Clark repeatedly clings to the identity of being an architect, insisting he is merely “stuck selling shit furniture,” referring to his dead-end job at Cap’n Clark’s, the retail store that eventually becomes central to the Backrooms investigation. Ejiofor gives Clark a defeated exhaustion that makes him compelling even before the horror fully arrives. He talks about being thrown out of the very house he bought, and there’s a quiet implication that the store itself may now function as his home after hours. Meanwhile, Mary speaks about the distinction between being alone and being lonely, an irony that subtly hangs over her own carefully controlled existence.

Setting the film in the 1990s proves to be one of Parsons’ smartest decisions. The lack of modern technology naturally enhances the mystery surrounding the Backrooms while allowing the film to fully embrace the grainy camcorder aesthetic that made the original Kane Pixels shorts feel so authentic. Clark begins documenting the phenomenon alongside store employees Bobby (Finn Bennett) and Kat (Lukita Maxwell), with the handheld footage amplifying the sense of instability and disorientation.

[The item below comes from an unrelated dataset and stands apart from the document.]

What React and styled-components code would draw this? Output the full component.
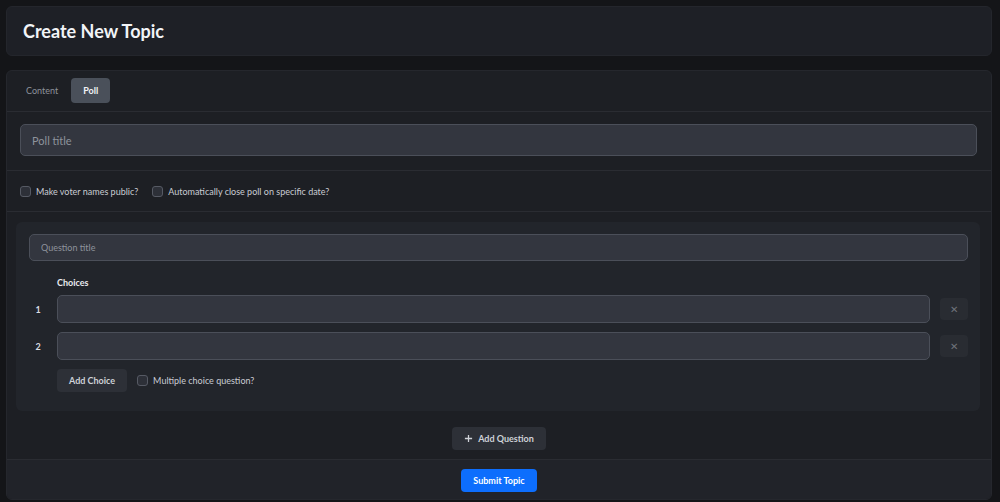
import React from "react";
import styled, { createGlobalStyle } from "styled-components";

const GlobalStyle = createGlobalStyle`
  html, body {
    margin: 0;
    padding: 0;
    background: #141518;
    font-family: "Lato", "Noto Sans", sans-serif;
    color: #e6e8ec;
  }
`;

const Page = styled.div`
  height: 502px;
  box-sizing: border-box;
  padding: 6px 8px 2px 6px;
  display: flex;
  flex-direction: column;
  gap: 14px;
`;

const Header = styled.header`
  height: 50px;
  flex: none;
  box-sizing: border-box;
  display: flex;
  align-items: center;
  padding: 0 16px;
  background: #1e2026;
  border: 1px solid #24262c;
  border-radius: 6px;
`;

const Title = styled.h1`
  margin: 0;
  font-size: 18px;
  font-weight: 700;
  color: #f2f4f7;
`;

const Card = styled.section`
  flex: 1;
  display: flex;
  flex-direction: column;
  background: #1d1f24;
  border: 1px solid #25272d;
  border-radius: 6px;
  overflow: hidden;
`;

const Tabs = styled.div`
  display: flex;
  align-items: center;
  gap: 6px;
  padding: 7px 13px 8px 12px;
  border-bottom: 1px solid #2a2c32;
`;

const Tab = styled.button`
  height: 25px;
  padding: 0 ${(p) => (p.active ? "12px" : "7px")};
  border: none;
  border-radius: 4px;
  font-family: inherit;
  font-size: 9px;
  font-weight: ${(p) => (p.active ? 700 : 400)};
  background: ${(p) => (p.active ? "#4a505a" : "transparent")};
  color: ${(p) => (p.active ? "#f1f3f6" : "#8d929b")};
`;

const Section = styled.div`
  padding: ${(p) => p.pad || "12px 14px 14px 13px"};
  border-bottom: ${(p) => (p.noBorder ? "none" : "1px solid #2a2c32")};
  display: flex;
  flex-direction: column;
  align-items: ${(p) => p.align || "stretch"};
`;

const Input = styled.input`
  box-sizing: border-box;
  width: 100%;
  height: ${(p) => p.h || 32}px;
  padding: 0 11px;
  background: #33363f;
  border: 1px solid #4b4f59;
  border-radius: 5px;
  font-family: inherit;
  font-size: ${(p) => p.fs || 11}px;
  color: #e6e8ec;
  outline: none;
  &::placeholder {
    color: #8e939c;
  }
`;

const CheckRow = styled.div`
  height: 40px;
  display: flex;
  align-items: center;
  gap: 14px;
  padding: 0 13px;
  border-bottom: 1px solid #2a2c32;
`;

const CheckLabel = styled.label`
  display: flex;
  align-items: center;
  gap: 5px;
  font-size: 9px;
  color: #c9ccd3;
`;

const Box = styled.span`
  width: 11px;
  height: 11px;
  box-sizing: border-box;
  border: 1px solid #565a64;
  border-radius: 3px;
  background: #2d3038;
`;

const QuestionArea = styled.div`
  padding: 10px 11px 0 9px;
  flex: none;
`;

const Question = styled.div`
  background: #22252b;
  border-radius: 6px;
  padding: 12px 12px 19px 13px;
  display: flex;
  flex-direction: column;
`;

const Choices = styled.div`
  display: grid;
  grid-template-columns: 18px 1fr 28px;
  column-gap: 10px;
  row-gap: 9px;
  align-items: center;
  margin-top: 16px;
`;

const ChoicesLabel = styled.div`
  grid-column: 2;
  font-size: 9px;
  font-weight: 700;
  color: #e9ebef;
  margin-bottom: -2px;
`;

const Num = styled.div`
  font-size: 9px;
  font-weight: 700;
  color: #d9dce2;
  text-align: center;
  grid-column: 1;
`;

const RemoveBtn = styled.button`
  width: 28px;
  height: 22px;
  border: none;
  border-radius: 4px;
  background: #292c32;
  color: #6f737b;
  font-size: 10px;
  display: flex;
  align-items: center;
  justify-content: center;
  padding: 0;
`;

const ChoiceFooter = styled.div`
  grid-column: 2 / 4;
  display: flex;
  align-items: center;
  gap: 10px;
`;

const GreyBtn = styled.button`
  height: 23px;
  padding: 0 12px;
  border: none;
  border-radius: 4px;
  background: #2d3037;
  color: #cfd2d8;
  font-family: inherit;
  font-size: 9px;
  font-weight: 700;
  display: flex;
  align-items: center;
  gap: 5px;
`;

const Footer = styled.div`
  flex: 1;
  background: #212329;
  display: flex;
  justify-content: center;
  padding-top: 9px;
`;

const SubmitBtn = styled.button`
  height: 23px;
  padding: 0 12px;
  border: none;
  border-radius: 4px;
  background: #0d6efd;
  color: #ffffff;
  font-family: inherit;
  font-size: 9px;
  font-weight: 700;
`;

const PlusIcon = () => (
  <svg width="9" height="9" viewBox="0 0 10 10">
    <path d="M5 1v8M1 5h8" stroke="#cfd2d8" strokeWidth="1.4" />
  </svg>
);

export default function App() {
  return (
    <>
      <GlobalStyle />
      <Page>
        <Header>
          <Title>Create New Topic</Title>
        </Header>
        <Card>
          <Tabs>
            <Tab>Content</Tab>
            <Tab active>Poll</Tab>
          </Tabs>
          <Section>
            <Input placeholder="Poll title" />
          </Section>
          <CheckRow>
            <CheckLabel>
              <Box /> Make voter names public?
            </CheckLabel>
            <CheckLabel>
              <Box /> Automatically close poll on specific date?
            </CheckLabel>
          </CheckRow>
          <QuestionArea>
            <Question>
              <Input h={27} fs={9} placeholder="Question title" />
              <Choices>
                <ChoicesLabel>Choices</ChoicesLabel>
                <Num>1</Num>
                <Input h={28} />
                <RemoveBtn>✕</RemoveBtn>
                <Num>2</Num>
                <Input h={28} />
                <RemoveBtn>✕</RemoveBtn>
                <ChoiceFooter>
                  <GreyBtn>Add Choice</GreyBtn>
                  <CheckLabel>
                    <Box /> Multiple choice question?
                  </CheckLabel>
                </ChoiceFooter>
              </Choices>
            </Question>
          </QuestionArea>
          <Section pad="16px 0 9px" align="center">
            <GreyBtn>
              <PlusIcon /> Add Question
            </GreyBtn>
          </Section>
          <Footer>
            <SubmitBtn>Submit Topic</SubmitBtn>
          </Footer>
        </Card>
      </Page>
    </>
  );
}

The opening seven minutes are among the most effective horror filmmaking of the year. Parsons immediately captures the uncanny terror that made the Backrooms mythology resonate online in the first place. The endless hum of fluorescent lighting, the oppressive yellows, the suffocating emptiness; it all feels deeply hostile in a way that’s difficult to articulate but impossible to shake. When the film fully enters the Backrooms themselves, the horror truly comes alive.

What makes the scares work is that Parsons rarely leans on cheap shock tactics. The film understands restraint. Some scares emerge subtly from the environment itself, while others strike with brutal suddenness, but almost never feel manipulative. A sequence involving a Christmas tree stands out as one of the film’s most unnerving moments, not because of overt violence, but because of the profoundly incorrect feeling it creates. Backrooms repeatedly weaponises memory and familiarity, presenting spaces and objects as though they have been half-remembered incorrectly. That idea becomes one of the film’s strongest thematic threads, tying beautifully into the larger lore Parsons explores alongside screenwriter Will Soodik.

Whether viewers connect with where the film ultimately goes may depend on how attached they are to the internet mythology itself. Parsons stepping back from sole writing duties will likely divide some fans, particularly as the film becomes increasingly abstract during its final act. The last 40 minutes are undeniably strange, veering into territory that feels heavily indebted to Twin Peaks and the work of David Lynch. The film abandons straightforward explanations in favour of dream logic, distorted imagery, and deeply unsettling visual fragmentation.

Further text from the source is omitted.